A photograph from inside a church sanctuary showing an older man in a burgundy vest and light-colored shirt, wearing a medical face mask and leaning with both hands on the back of a wooden pew, while other congregants in masks stand in the background.

The Script the Church Still Hands Out

Mental Health
Church Wounds

Most of us were never given the contract explicitly.

Nobody sat us down and said, in so many words, if you are truly walking with the Lord, your mind will not betray you. Nobody said it in a sermon. Nobody printed it in a pamphlet. If they had, we would have been able, later, to look at the document and notice that some of its clauses were not what the Bible said.

Instead, we absorbed it in pieces.

We absorbed it in the testimony where the depression lifted the moment the speaker surrendered to Christ. We absorbed it in the small group prayer request that quietly went un-prayed-for the second week, because nobody quite knew what to do when the answer was not coming.

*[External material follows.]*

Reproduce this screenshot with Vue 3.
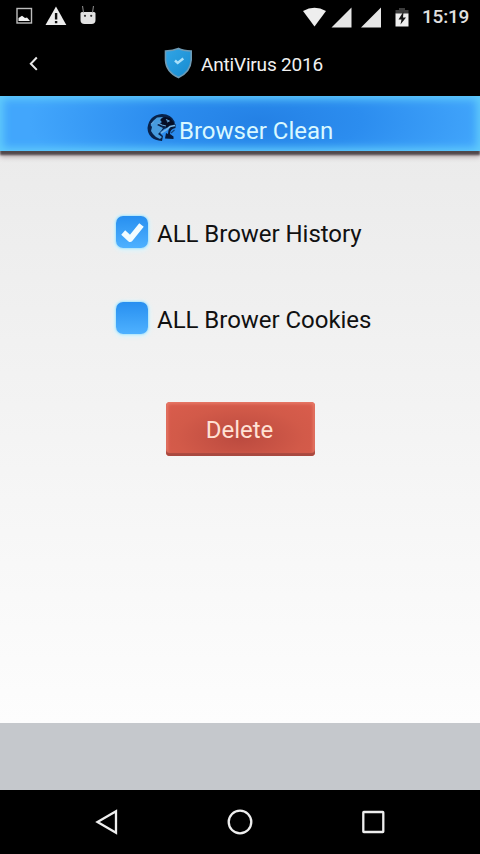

We absorbed it in the verse on the wall, do not be anxious about anything, hung as a command rather than an invitation. We absorbed it in the well-meaning friend at coffee who said, have you tried fasting? We absorbed it in the silence — the conspicuous silence — when someone in the front row mentioned their cancer in prayer and the congregation rose, and someone in the back mentioned their bipolar in prayer and the congregation did not quite know where to look.

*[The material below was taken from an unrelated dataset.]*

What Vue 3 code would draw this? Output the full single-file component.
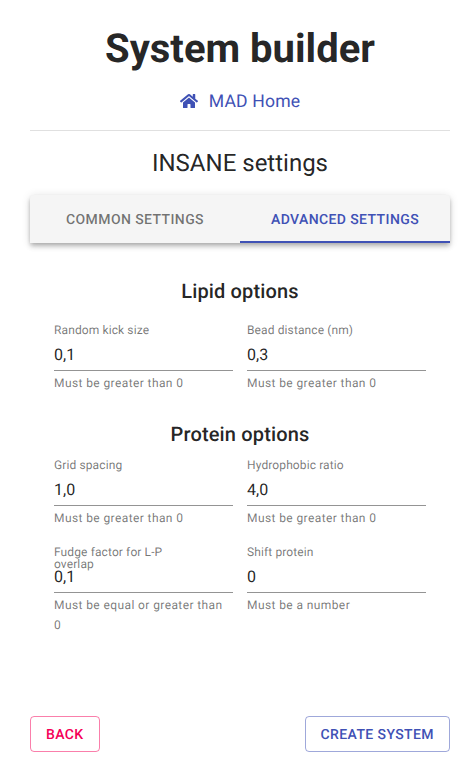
<script setup>
import { ref } from 'vue'

const tabs = ['Common settings', 'Advanced settings']
const active = ref(1)

const sections = ref([
  {
    title: 'Lipid options',
    kind: 'lipid',
    fields: [
      { label: 'Random kick size', value: '0,1', help: 'Must be greater than 0' },
      { label: 'Bead distance (nm)', value: '0,3', help: 'Must be greater than 0' },
    ],
  },
  {
    title: 'Protein options',
    kind: 'protein',
    fields: [
      { label: 'Grid spacing', value: '1,0', help: 'Must be greater than 0' },
      { label: 'Hydrophobic ratio', value: '4,0', help: 'Must be greater than 0' },
      { label: 'Fudge factor for L-P overlap', value: '0,1', help: 'Must be equal or greater than 0' },
      { label: 'Shift protein', value: '0', help: 'Must be a number' },
    ],
  },
])
</script>

<template>
  <main class="page">
    <h1 class="title">System builder</h1>
    <a class="home" href="#">
      <svg class="home-icon" viewBox="0 0 576 512" aria-hidden="true">
        <path fill="currentColor" d="M280.37 148.26L96 300.11V464a16 16 0 0 0 16 16l112.06-.29a16 16 0 0 0 15.92-16V368a16 16 0 0 1 16-16h64a16 16 0 0 1 16 16v95.64a16 16 0 0 0 16 16.05L464 480a16 16 0 0 0 16-16V300L295.67 148.26a12.19 12.19 0 0 0-15.3 0zM571.6 251.47L488 182.56V44.05a12 12 0 0 0-12-12h-56a12 12 0 0 0-12 12v72.61L318.47 43a48 48 0 0 0-61 0L4.34 251.47a12 12 0 0 0-1.6 16.9l25.5 31A12 12 0 0 0 45.15 301l235.22-193.74a12.19 12.19 0 0 1 15.3 0L530.9 301a12 12 0 0 0 16.9-1.6l25.5-31a12 12 0 0 0-1.7-16.93z" />
      </svg>
      <span class="home-text">MAD Home</span>
    </a>
    <hr class="divider" />
    <h2 class="subtitle">INSANE settings</h2>

    <div class="tabs" role="tablist">
      <button
        v-for="(tab, i) in tabs"
        :key="tab"
        class="tab"
        :class="{ active: i === active }"
        role="tab"
        @click="active = i"
      >{{ tab }}</button>
    </div>

    <section v-for="s in sections" :key="s.title" class="section" :class="s.kind">
      <h3 class="section-title">{{ s.title }}</h3>
      <div class="fields">
        <div v-for="f in s.fields" :key="f.label" class="field">
          <label class="label">{{ f.label }}</label>
          <input v-model="f.value" class="input" type="text" :aria-label="f.label" />
          <p class="help">{{ f.help }}</p>
        </div>
      </div>
    </section>

    <div class="actions">
      <button class="btn back">Back</button>
      <button class="btn create">Create system</button>
    </div>
  </main>
</template>

<style>
body {
  background: #fff;
}
</style>

<style scoped>
.page {
  box-sizing: border-box;
  width: 472px;
  height: 777px;
  padding: 25px 22px 25px 30px;
  display: flex;
  flex-direction: column;
  overflow: hidden;
  font-family: Roboto, sans-serif;
  color: rgba(0, 0, 0, 0.87);
}

.page,
.page * {
  text-rendering: geometricPrecision;
}

.page * {
  box-sizing: border-box;
}

.title {
  margin: 0;
  font-size: 40px;
  font-weight: 700;
  line-height: 48px;
  text-align: center;
}

.home {
  display: flex;
  align-items: center;
  justify-content: center;
  gap: 11px;
  height: 26px;
  margin-top: 15px;
  margin-bottom: 16px;
  font-size: 17.6px;
  letter-spacing: 0.00938em;
  color: #3f51b5;
  text-decoration: none;
}

.home-icon {
  width: 18px;
  height: 16px;
}

.home-text {
  padding-top: 2px;
}

.divider {
  width: 100%;
  height: 1px;
  margin: 0;
  border: 0;
  background: rgba(0, 0, 0, 0.12);
}

.subtitle {
  margin: 16px 0;
  font-size: 24px;
  font-weight: 400;
  line-height: 32px;
  text-align: center;
}

.tabs {
  display: flex;
  flex-shrink: 0;
  height: 48px;
  border-radius: 4px 4px 0 0;
  background: #f5f5f5;
  box-shadow: 0 2px 4px -1px rgba(0, 0, 0, 0.2), 0 4px 5px 0 rgba(0, 0, 0, 0.14),
    0 1px 10px 0 rgba(0, 0, 0, 0.12);
}

.tab {
  flex: 1;
  padding: 4px 12px 0;
  border: 0;
  border-bottom: 2px solid transparent;
  background: none;
  font: 500 14px/24px Roboto, sans-serif;
  letter-spacing: 0.02857em;
  text-transform: uppercase;
  color: rgba(0, 0, 0, 0.54);
}

.tab.active {
  color: #3f51b5;
  border-bottom-color: #3f51b5;
}

.section {
  padding: 0 24px;
}

.lipid {
  margin-top: 32px;
}

.protein {
  margin-top: 24px;
}

.section-title {
  margin: 0;
  font-size: 20px;
  font-weight: 500;
  line-height: 32px;
  letter-spacing: 0.0075em;
  text-align: center;
}

.lipid .section-title {
  margin-bottom: 16px;
}

.protein .section-title {
  margin-bottom: 8px;
}

.fields {
  display: grid;
  grid-template-columns: 1fr 1fr;
  gap: 16px 14px;
}

.field {
  min-width: 0;
}

.label {
  display: block;
  height: 16px;
  font-size: 16px;
  line-height: 1;
  letter-spacing: 0.00938em;
  color: rgba(0, 0, 0, 0.54);
  transform: translateY(1.5px) scale(0.75);
  transform-origin: top left;
}

.input {
  display: block;
  width: 100%;
  height: 32px;
  padding: 6px 0;
  border: 0;
  border-bottom: 1px solid rgba(0, 0, 0, 0.42);
  outline: 0;
  background: none;
  font: 400 16px/19px Roboto, sans-serif;
  color: inherit;
}

.help {
  margin: 3px 0 0;
  font-size: 12px;
  line-height: 1.66;
  letter-spacing: 0.03333em;
  color: rgba(0, 0, 0, 0.54);
}

.actions {
  display: flex;
  justify-content: space-between;
  margin-top: auto;
}

.btn {
  height: 36px;
  padding: 6px 15px 4px;
  border: 1px solid;
  border-radius: 4px;
  background: none;
  font: 500 14px/24px Roboto, sans-serif;
  letter-spacing: 0.02857em;
  text-transform: uppercase;
}

.back {
  color: #f50057;
  border-color: rgba(245, 0, 87, 0.5);
}

.create {
  color: #3f51b5;
  border-color: rgba(63, 81, 181, 0.5);
}
</style>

This is one of the scripts the church is still handing out.

It is rarely written. It is almost never preached. It runs in the background — quiet enough that you do not notice it until something breaks.

The script says, roughly, this. Real Christians, walking faithfully, do not have minds that come undone. The mature believer's interior life is calm, joyful, and stable. If your mind is not these things, the question is what you have not yet surrendered, what you have not yet repented of, what you have not yet believed about the gospel deeply enough.

The script is not made up out of nothing. The Bible does describe a peace that surpasses understanding. It does describe a fruit of the Spirit that includes joy and peace and self-control. The script is what happens when those true things get bent slightly out of shape — when the gift of peace becomes the proof of faithfulness, when the fruit becomes the entrance exam, when the long slow work of the Spirit in a life gets reduced to a wellness metric your interior is supposed to hit by Tuesday.

The trouble with the script is that it has a specific failure mode. When the peace does not come, somebody is in breach. So when a believer's mind keeps coming undone — when the depression does not lift, when the panic attacks return, when the intrusive thoughts will not stop — there are only two available explanations. Either God is not faithful, or this believer is not.

Most faithful Christians, when given that choice, blame themselves.

This is the cruelty of the script. It is almost always turned inward. The believer does not first conclude that the script is wrong. The believer concludes, somewhere underneath, that the problem is them. They are not praying enough. They are not reading their Bible enough. They are not surrendered enough. They have a hidden sin somewhere that has not yet been confessed. The medication they are taking is, perhaps, a sign of weak faith. The therapist they are seeing is, perhaps, a substitute for the Holy Spirit they should be relying on instead.

None of this is what the Bible actually teaches.

The Bible knows what darkness in a faithful person looks like. The psalmist writes, darkness is my closest friend. Elijah, fresh from one of the great victories of his ministry, lies under a juniper tree and asks the Lord to take his life. Jeremiah curses the day he was born. Paul talks about being so weighed down he despaired even of life. These are not believers in breach of contract. These are the people God uses. The mind in pieces is not, in Scripture, a disqualification from faithfulness. It is, often, the territory of it.

But the script keeps running. And the cost of it, in our churches, is not theoretical.

The cost is the woman who stops coming because she cannot bear another how are you she has to lie through. The cost is the man who hides his medication in his sock drawer because he does not want his small group leader to see it. The cost is the teenager who reads the verse on anxiety and concludes she is not, in fact, a Christian. The cost is the pastor who has been white-knuckling a clinical depression for eight years because the congregation has been told, in a hundred small ways, that pastors do not have minds that come undone.

The cost is people who already feel the immense weight of mental illness now carrying, on top of it, the weight of a stigma their own church has handed them.

The unlearning of this script is slow work, and it is not, in the first instance, the work of the people who carry mental illness. It is the work of the rest of us. It is the work of the prayer meeting that does not flinch when the bipolar gets named. It is the work of the small group leader who learns to say I do not know what to say, but I am here. It is the work of the sermon that does not deploy the joy of the Lord is your strength as a bludgeon. It is the work of the elder who can talk about his own counsellor without lowering his voice. It is the work of the church that learns, slowly, to host both the cancer and the depression in the same prayer list, with the same seriousness, and the same length of time.

What if the people you have lost from your church were not, in the end, lost?

What if they were just no longer able to keep paying the cost of a script the church had quietly asked them to carry?